Helping Floridians live near their work
A proposal to improve affordable housing in Florida and allow workers to live closer to their big-city jobs is now headed to the full Florida Senate for consideration. It’s part of priority legislation this session by Senate President Kathleen Passidomo (R-Naples). A Florida Housing Finance Corporation survey found that nearly 1.3 million Floridians spend more than 50% of their income on housing, higher than the 30% guideline to maintain stable housing.
SB 102 by freshman Senator Alexis Calatayud (R-Miami) is called the “Live Local Act.” It would provide incentives for private investment in affordable housing, offer flexible housing regulations that encourage mixed-use development in struggling commercial areas, and prevent local rent controls such as those passed by voters in Orlando. The bill cleared its last committee, the Senate Appropriations Committee on February 22, passing unanimously, and now heads to the full Senate for a vote.
Senator Calatayud described the bill to the committee as a market-driven plan for attainable housing for Floridians by incentivizing private sector investment, increasing state funding, and expanding opportunities for homeownership. The bill invests more than $700 million dollars toward workforce housing. It would allocate more money in two key programs: $252 million in the State Housing Initiatives Partnership (SHIP) and $259 million for the State Apartment Incentive Loan (SAIL) programs. Another $100 million would be spent for the Hometown Heroes Program for eligible frontline community workers such as law enforcement officers, firefighters, educators, healthcare professionals, childcare employees, and active military or veterans.

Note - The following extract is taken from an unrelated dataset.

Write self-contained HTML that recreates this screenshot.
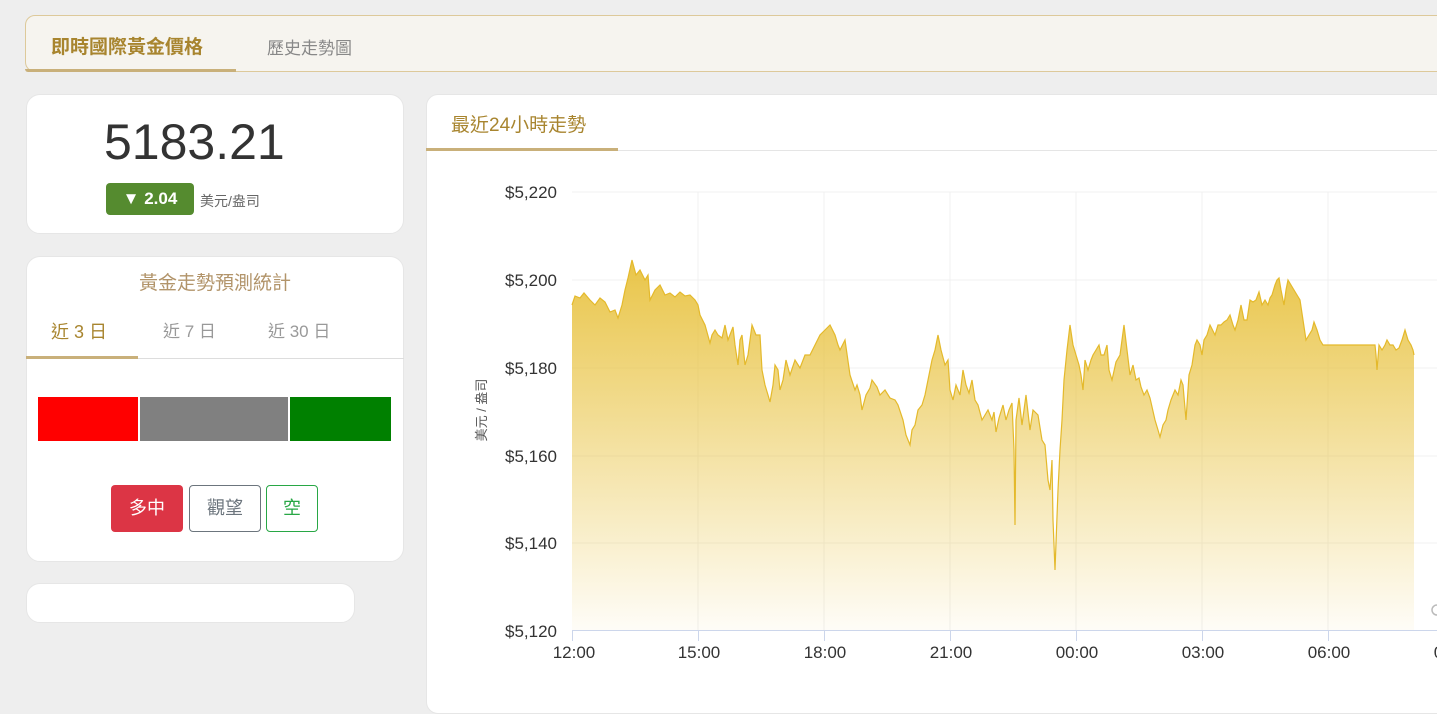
<!DOCTYPE html>
<html><head><meta charset="utf-8"><style>
*{box-sizing:border-box;margin:0;padding:0}
body{width:1437px;height:685px;overflow:hidden;background:#eeeeee;font-family:"Liberation Sans","Noto Sans CJK TC",sans-serif;position:relative}
.abs{position:absolute}
.card{position:absolute;background:#fff;border-radius:14px;border:1px solid #e6e6e6}
</style></head><body>
<div class="abs" style="left:25px;top:15px;width:1440px;height:57px;background:#f6f4ef;border:1px solid #ddc99a;border-radius:10px"></div>
<div class="abs" style="left:25px;top:69px;width:211px;height:3px;background:#c9b07a;border-radius:0 0 0 8px"></div>
<div class="abs" style="left:51px;top:32px;font-size:19px;font-weight:bold;color:#a8852f">即時國際黃金價格</div>
<div class="abs" style="left:267px;top:34px;font-size:17px;color:#888">歷史走勢圖</div>

<div class="card" style="left:26px;top:94px;width:378px;height:140px"></div>
<div class="abs" style="left:104px;top:113px;font-size:50px;color:#333">5183.21</div>
<div class="abs" style="left:106px;top:183px;width:88px;height:32px;background:#558b2f;border-radius:4px;color:#fff;font-weight:bold;font-size:17px;line-height:32px;text-align:center">▼ 2.04</div>
<div class="abs" style="left:200px;top:191px;font-size:14px;color:#666">美元/盎司</div>

<div class="card" style="left:26px;top:256px;width:378px;height:306px"></div>
<div class="abs" style="left:26px;top:268px;width:378px;text-align:center;font-size:19px;color:#b2946a">黃金走勢預測統計</div>
<div class="abs" style="left:51px;top:318px;font-size:18px;color:#a8852f">近 3 日</div>
<div class="abs" style="left:163px;top:317px;font-size:17px;color:#999">近 7 日</div>
<div class="abs" style="left:268px;top:317px;font-size:17px;color:#999">近 30 日</div>
<div class="abs" style="left:26px;top:358px;width:378px;height:1px;background:#ddd"></div>
<div class="abs" style="left:26px;top:356px;width:112px;height:3px;background:#c9b07a"></div>
<div class="abs" style="left:38px;top:397px;width:100px;height:44px;background:#f00"></div>
<div class="abs" style="left:140px;top:397px;width:148px;height:44px;background:#808080"></div>
<div class="abs" style="left:290px;top:397px;width:101px;height:44px;background:#008000"></div>
<div class="abs" style="left:111px;top:485px;width:72px;height:47px;background:#dc3545;border-radius:4px;color:#fff;font-size:18px;line-height:47px;text-align:center">多中</div>
<div class="abs" style="left:189px;top:485px;width:72px;height:47px;border:1px solid #6c757d;border-radius:4px;color:#6c757d;font-size:18px;line-height:45px;text-align:center">觀望</div>
<div class="abs" style="left:266px;top:485px;width:52px;height:47px;border:1px solid #28a745;border-radius:4px;color:#28a745;font-size:18px;line-height:45px;text-align:center">空</div>

<div class="card" style="left:26px;top:583px;width:329px;height:40px"></div>

<div class="card" style="left:426px;top:94px;width:1030px;height:620px;border-radius:12px"></div>
<div class="abs" style="left:451px;top:110px;font-size:19px;color:#a8852f">最近24小時走勢</div>
<div class="abs" style="left:427px;top:150px;width:1010px;height:1px;background:#e5e5e5"></div>
<div class="abs" style="left:426px;top:148px;width:192px;height:3px;background:#c9b07a"></div>

<svg class="abs" style="left:0;top:0" width="1437" height="685" font-family="Liberation Sans, sans-serif">
<defs><linearGradient id="g" gradientUnits="userSpaceOnUse" x1="0" y1="260" x2="0" y2="630"><stop offset="0" stop-color="#e8c23f" stop-opacity="0.95"/><stop offset="1" stop-color="#e8c23f" stop-opacity="0.04"/></linearGradient></defs>
<g stroke="#f0f0f0" stroke-width="1">
<line x1="572" y1="192" x2="1437" y2="192"/><line x1="572" y1="280" x2="1437" y2="280"/><line x1="572" y1="368" x2="1437" y2="368"/><line x1="572" y1="456" x2="1437" y2="456"/><line x1="572" y1="543" x2="1437" y2="543"/>
<line x1="698" y1="192" x2="698" y2="630"/><line x1="824" y1="192" x2="824" y2="630"/><line x1="950" y1="192" x2="950" y2="630"/><line x1="1076" y1="192" x2="1076" y2="630"/><line x1="1202" y1="192" x2="1202" y2="630"/><line x1="1328" y1="192" x2="1328" y2="630"/>
</g>
<polygon fill="url(#g)" points="572,630 572,305 575,296 580,298 584,293 590,300 595,305 600,298 605,302 610,312 615,310 618,318 622,305 625,290 628,278 632,260 636,275 640,270 645,280 648,275 650,300 655,290 660,285 665,295 670,293 675,297 680,292 685,296 690,295 695,300 698,305 700,315 705,325 710,343 712,335 715,330 718,335 722,338 725,325 728,340 733,327 735,345 738,365 740,340 742,335 745,365 748,355 752,325 756,335 760,335 762,370 765,385 768,395 770,402 773,385 775,365 778,370 780,390 783,380 786,360 790,375 795,360 800,368 805,355 810,355 815,345 820,335 825,330 830,325 835,335 838,345 840,350 845,340 850,375 855,390 857,385 860,395 862,410 866,395 870,388 872,380 877,387 880,395 885,390 890,398 895,400 898,405 903,420 906,435 910,445 912,430 915,425 918,410 922,405 925,395 928,380 932,360 935,350 938,335 941,350 945,365 948,360 950,390 953,400 956,385 960,395 963,370 966,385 969,393 972,380 975,400 978,405 982,420 985,415 988,410 992,420 994,412 996,432 999,418 1003,405 1006,420 1009,410 1012,403 1014,450 1015,525 1016,420 1019,398 1022,425 1024,410 1026,395 1030,430 1033,410 1038,415 1042,440 1045,445 1048,480 1050,490 1052,460 1053,520 1055,570 1058,490 1060,450 1062,420 1064,380 1067,350 1070,325 1073,345 1076,355 1079,365 1081,375 1083,390 1085,360 1088,370 1091,360 1093,355 1096,350 1099,345 1101,355 1104,355 1107,345 1109,370 1112,380 1116,362 1120,355 1122,340 1124,325 1127,350 1130,375 1133,365 1136,380 1139,378 1141,387 1144,395 1147,390 1150,398 1155,420 1158,430 1160,437 1163,425 1166,420 1168,410 1171,400 1175,390 1178,395 1181,380 1183,385 1186,420 1189,375 1192,365 1195,345 1197,340 1200,345 1202,355 1204,340 1207,335 1210,325 1215,335 1218,325 1221,325 1224,322 1227,320 1230,315 1233,325 1235,330 1238,320 1241,305 1244,320 1247,320 1250,300 1253,302 1256,300 1259,292 1262,305 1265,300 1268,305 1270,298 1272,295 1275,285 1277,280 1279,278 1281,290 1284,305 1286,290 1288,280 1291,285 1294,290 1297,295 1300,300 1303,320 1306,340 1309,335 1312,330 1314,322 1317,330 1320,340 1323,345 1326,345 1375,345 1376,355 1377,370 1379,345 1382,350 1385,345 1387,340 1390,345 1393,345 1396,350 1399,348 1402,340 1405,330 1408,340 1411,345 1413,350 1414,355 1414,630"/>
<polyline fill="none" stroke="#e4b92b" stroke-width="1.2" points="572,305 575,296 580,298 584,293 590,300 595,305 600,298 605,302 610,312 615,310 618,318 622,305 625,290 628,278 632,260 636,275 640,270 645,280 648,275 650,300 655,290 660,285 665,295 670,293 675,297 680,292 685,296 690,295 695,300 698,305 700,315 705,325 710,343 712,335 715,330 718,335 722,338 725,325 728,340 733,327 735,345 738,365 740,340 742,335 745,365 748,355 752,325 756,335 760,335 762,370 765,385 768,395 770,402 773,385 775,365 778,370 780,390 783,380 786,360 790,375 795,360 800,368 805,355 810,355 815,345 820,335 825,330 830,325 835,335 838,345 840,350 845,340 850,375 855,390 857,385 860,395 862,410 866,395 870,388 872,380 877,387 880,395 885,390 890,398 895,400 898,405 903,420 906,435 910,445 912,430 915,425 918,410 922,405 925,395 928,380 932,360 935,350 938,335 941,350 945,365 948,360 950,390 953,400 956,385 960,395 963,370 966,385 969,393 972,380 975,400 978,405 982,420 985,415 988,410 992,420 994,412 996,432 999,418 1003,405 1006,420 1009,410 1012,403 1014,450 1015,525 1016,420 1019,398 1022,425 1024,410 1026,395 1030,430 1033,410 1038,415 1042,440 1045,445 1048,480 1050,490 1052,460 1053,520 1055,570 1058,490 1060,450 1062,420 1064,380 1067,350 1070,325 1073,345 1076,355 1079,365 1081,375 1083,390 1085,360 1088,370 1091,360 1093,355 1096,350 1099,345 1101,355 1104,355 1107,345 1109,370 1112,380 1116,362 1120,355 1122,340 1124,325 1127,350 1130,375 1133,365 1136,380 1139,378 1141,387 1144,395 1147,390 1150,398 1155,420 1158,430 1160,437 1163,425 1166,420 1168,410 1171,400 1175,390 1178,395 1181,380 1183,385 1186,420 1189,375 1192,365 1195,345 1197,340 1200,345 1202,355 1204,340 1207,335 1210,325 1215,335 1218,325 1221,325 1224,322 1227,320 1230,315 1233,325 1235,330 1238,320 1241,305 1244,320 1247,320 1250,300 1253,302 1256,300 1259,292 1262,305 1265,300 1268,305 1270,298 1272,295 1275,285 1277,280 1279,278 1281,290 1284,305 1286,290 1288,280 1291,285 1294,290 1297,295 1300,300 1303,320 1306,340 1309,335 1312,330 1314,322 1317,330 1320,340 1323,345 1326,345 1375,345 1376,355 1377,370 1379,345 1382,350 1385,345 1387,340 1390,345 1393,345 1396,350 1399,348 1402,340 1405,330 1408,340 1411,345 1413,350 1414,355"/>
<line x1="572" y1="630.5" x2="1437" y2="630.5" stroke="#ccd6eb"/>
<g stroke="#ccd6eb"><line x1="572.5" y1="630" x2="572.5" y2="641"/><line x1="698.5" y1="630" x2="698.5" y2="641"/><line x1="824.5" y1="630" x2="824.5" y2="641"/><line x1="950.5" y1="630" x2="950.5" y2="641"/><line x1="1076.5" y1="630" x2="1076.5" y2="641"/><line x1="1202.5" y1="630" x2="1202.5" y2="641"/><line x1="1328.5" y1="630" x2="1328.5" y2="641"/></g>
<g font-size="17" fill="#333" text-anchor="end">
<text x="557" y="198">$5,220</text><text x="557" y="286">$5,200</text><text x="557" y="374">$5,180</text><text x="557" y="462">$5,160</text><text x="557" y="549">$5,140</text><text x="557" y="637">$5,120</text></g>
<g font-size="17" fill="#333" text-anchor="middle">
<text x="574" y="658">12:00</text><text x="699" y="658">15:00</text><text x="825" y="658">18:00</text><text x="951" y="658">21:00</text><text x="1077" y="658">00:00</text><text x="1203" y="658">03:00</text><text x="1329" y="658">06:00</text><text x="1455" y="658">09:00</text></g>
<text transform="translate(486,410) rotate(-90)" text-anchor="middle" font-size="13" fill="#555" font-family="Liberation Sans, Noto Sans CJK TC, sans-serif">美元 / 盎司</text>
<circle cx="1437" cy="610" r="5" fill="none" stroke="#bbb" stroke-width="1.5"/>
</svg>
</body></html>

The bill introduces a missing-middle tax exemption for developments that set aside at least 70 units below market rate for affordable housing. However, a point of contention in the bill from both committees that heard it, was the elimination of local governments’ power to adopt rent control laws or other measures, opposed by Florida Rising and former Senator Dwight Bullard. Senator Calatayud emphasized the innovative urgency of the bill as it addresses the housing crisis through the missing middle tax exemption by allowing market rate rental units to become affordable for the workforce immediately, which “rent control could never do,” she said. She also noted a meeting with the Sadowski Coalition in which they praised the bill and said it is a more transformative housing package than the original Sadowski Act of 1992.
Of course, it does no good to push housing when homeowners can’t afford to pay for property insurance to protect their new home. A similar measure in the Florida House, HB 627 by Rep. Demi Busatta Cabrera (R-Miami-Dade) and Rep. Vicki Lopez (R-Miami-Dade), is still awaiting its first committee hearing.